Quelques heures plus tard, la France, intervenue six fois déjà dans son ancienne colonie depuis son indépendance en 1960, lance l’opération Sangaris. La foule acclame les soldats à leur passage, mais déchantera nombre de fois car des massacres se poursuivent les semaines et mois suivants. Sangaris sera parfois accusée de soutenir une communauté au détriment d’une autre. «Sangaris nous avait apportés de l’espoir au début de notre crise. Nous l’avions saluée. Nous ne comprenons plus ce qui se passe. Auraient-ils un agenda caché ? Pourquoi n’ont-ils pas mis fin à la crise et se comportent négativement ?», s’interroge Jean-Louis Damoino, étudiant. «C’est un comportement qui ternit l’image de la France venue en RCA aider les Centrafricains», déplore pour sa part Fred Patrick Mokoteme, 33 ans, enseignant dans une école privée de Bangui. L’archevêque de Bangui, Dieudonné Nzapalainga, a pour sa part souligné vendredi que la force Sangaris «est un grand groupe et dans tout groupe, il peut y avoir des brebis galeuses mais ça ne veut pas dire qu’on doit jeter l’anathème ou l’opprobre sur un groupe, bien au contraire (…)». «La mission Sangaris doit rester avec ses objectifs et aussi les moyens qu’on lui a assignée pour continuer ici», a-t-il ajouté, appelant ses compatriotes à ne pas pas «faire d’amalgame», ni «considérer que tous les éléments Sangaris sont maintenant des pédophiles». Bars, petits commerces, marchés : si l’indignation est la même partout, la situation reste calme à Bangui depuis les révélations parues mercredi dans le quotidien britannique The Guardian. Les patrouilles françaises continuent à circuler sur les grands axes et leur passage ne déclenche pas de réactions d’hostilité particulière.
Et le gouvernement centrafricain de transition n’a pour l’instant fait aucun commentaire. Pour Ibrahim Ahamat, ce n’est pas la première fois que des troupes étrangères commettent des viols de civils en Centrafrique, habituée aux coups d’État et rébellions armées depuis l’indépendance en 1960, et où se sont succédé de nombreuses opérations internationales de maintien de la paix. «Une cour pénale spéciale (chargée de juger les crimes graves commis durant la crise) a été créée en Centrafrique.

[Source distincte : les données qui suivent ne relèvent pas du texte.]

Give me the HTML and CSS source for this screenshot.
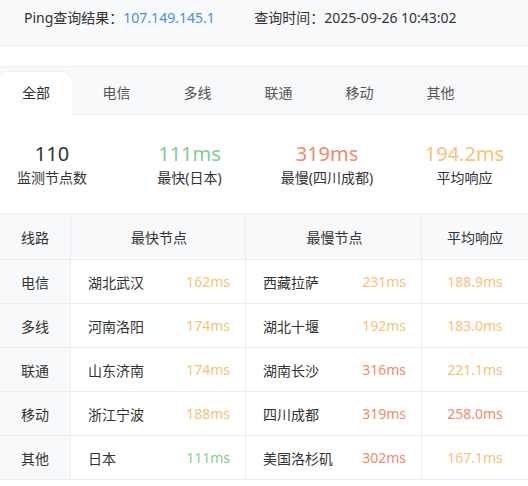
FILE: index.html
```html
<!DOCTYPE html>
<html lang="zh">
<head>
<meta charset="utf-8">
<link rel="stylesheet" href="styles.css">
</head>
<body>
<div class="page">
  <header class="summary">
    <span class="lbl">Ping查询结果：</span><span class="ip">107.149.145.1</span>
    <span class="lbl time-lbl">查询时间：</span><span class="time">2025-09-26 10:43:02</span>
  </header>
  <div class="spacer"></div>
  <nav class="tabs">
    <div class="tab active">全部</div>
    <div class="tab">电信</div>
    <div class="tab">多线</div>
    <div class="tab">联通</div>
    <div class="tab">移动</div>
    <div class="tab">其他</div>
  </nav>
  <section class="stats">
    <div class="stat"><div class="num dark">110</div><div class="cap">监测节点数</div></div>
    <div class="stat"><div class="num green">111ms</div><div class="cap">最快(日本)</div></div>
    <div class="stat"><div class="num red">319ms</div><div class="cap">最慢(四川成都)</div></div>
    <div class="stat"><div class="num yellow">194.2ms</div><div class="cap">平均响应</div></div>
  </section>
  <div class="table">
    <div class="row head">
      <div class="c line">线路</div>
      <div class="c node center">最快节点</div>
      <div class="c node center">最慢节点</div>
      <div class="c avg">平均响应</div>
    </div>
    <div class="row">
      <div class="c line">电信</div>
      <div class="c node"><span>湖北武汉</span><span class="yellow">162ms</span></div>
      <div class="c node"><span>西藏拉萨</span><span class="yellow">231ms</span></div>
      <div class="c avg yellow">188.9ms</div>
    </div>
    <div class="row">
      <div class="c line">多线</div>
      <div class="c node"><span>河南洛阳</span><span class="yellow">174ms</span></div>
      <div class="c node"><span>湖北十堰</span><span class="yellow">192ms</span></div>
      <div class="c avg yellow">183.0ms</div>
    </div>
    <div class="row">
      <div class="c line">联通</div>
      <div class="c node"><span>山东济南</span><span class="yellow">174ms</span></div>
      <div class="c node"><span>湖南长沙</span><span class="red">316ms</span></div>
      <div class="c avg yellow">221.1ms</div>
    </div>
    <div class="row">
      <div class="c line">移动</div>
      <div class="c node"><span>浙江宁波</span><span class="yellow">188ms</span></div>
      <div class="c node"><span>四川成都</span><span class="red">319ms</span></div>
      <div class="c avg red">258.0ms</div>
    </div>
    <div class="row">
      <div class="c line">其他</div>
      <div class="c node"><span>日本</span><span class="green">111ms</span></div>
      <div class="c node"><span>美国洛杉矶</span><span class="red">302ms</span></div>
      <div class="c avg yellow">167.1ms</div>
    </div>
  </div>
</div>
</body>
</html>
```
FILE: styles.css
```css
html, body {
  margin: 0;
  padding: 0;
  background: #fff;
}
body {
  font-family: "Noto Sans", "Noto Sans CJK SC", sans-serif;
  font-size: 14px;
  color: #333;
  width: 528px;
  overflow: hidden;
}
.summary {
  box-sizing: border-box;
  height: 46px;
  padding: 8px 0 0 24px;
  background: #f8f9fb;
  border-bottom: 1px solid #ebedf0;
  line-height: 20px;
  white-space: nowrap;
}
.ip { color: #4a90e2; }
.time-lbl { margin-left: 36px; }
.spacer { height: 20px; }
.tabs {
  display: flex;
  align-items: flex-end;
  box-sizing: border-box;
  height: 49px;
  background: #f8f9fb;
  border-top: 1px solid #ebedf0;
  border-bottom: 1px solid #eef0f3;
}
.tab {
  width: 81px;
  height: 42px;
  line-height: 42px;
  text-align: center;
  color: #555;
  box-sizing: border-box;
}
.tab.active {
  width: 72px;
  background: #fff;
  color: #333;
  border-radius: 6px 10px 0 0;
  margin-bottom: -1px;
  height: 43px;
  line-height: 42px;
  box-shadow: 0 -1px 0 #eef0f3;
}
.tab:nth-child(2) { width: 85px; padding-left: 4px; }
.stats {
  display: grid;
  grid-template-columns: repeat(4, 104px);
  column-gap: 33.5px;
  height: 99px;
  padding-top: 25px;
  box-sizing: border-box;
  text-align: center;
}
.num { font-size: 20px; line-height: 28px; }
.cap { line-height: 20px; }
.dark { color: #333; }
.green { color: #7fcf8b; }
.red { color: #ef8b6b; }
.yellow { color: #f5c475; }
.table {
  border-top: 1px solid #ebedf0;
}
.row {
  display: grid;
  grid-template-columns: 71px 175px 176px 106px;
  height: 43px;
  border-bottom: 1px solid #ebedf0;
}
.row.head { height: 44px; background: #f8f9fb; }
.c {
  display: flex;
  align-items: center;
  border-right: 1px solid #ebedf0;
}
.c:last-child { border-right: none; }
.line { justify-content: center; background: #f8f9fb; }
.node {
  justify-content: space-between;
  padding: 0 15px 0 17px;
}
.node.center { justify-content: center; }
.avg { justify-content: center; }
```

Qu’elle se saisisse de cette affaire, que les auteurs soient jugés, voire radiés de l’armée. Rien ne nous garantit que ces soldats, une fois rapatriés en France, seront réellement jugés pour que les victimes aient réparation», poursuit-il. Mais Aïcha se veut plus mesurée. Dans son salon de coiffure, la jeune femme a «seulement écouté à la radio que c’est l’armée française qui a violé des enfants de 9 ans». Mais, juge-t-elle, il faut désormais laisser la justice «faire son travail».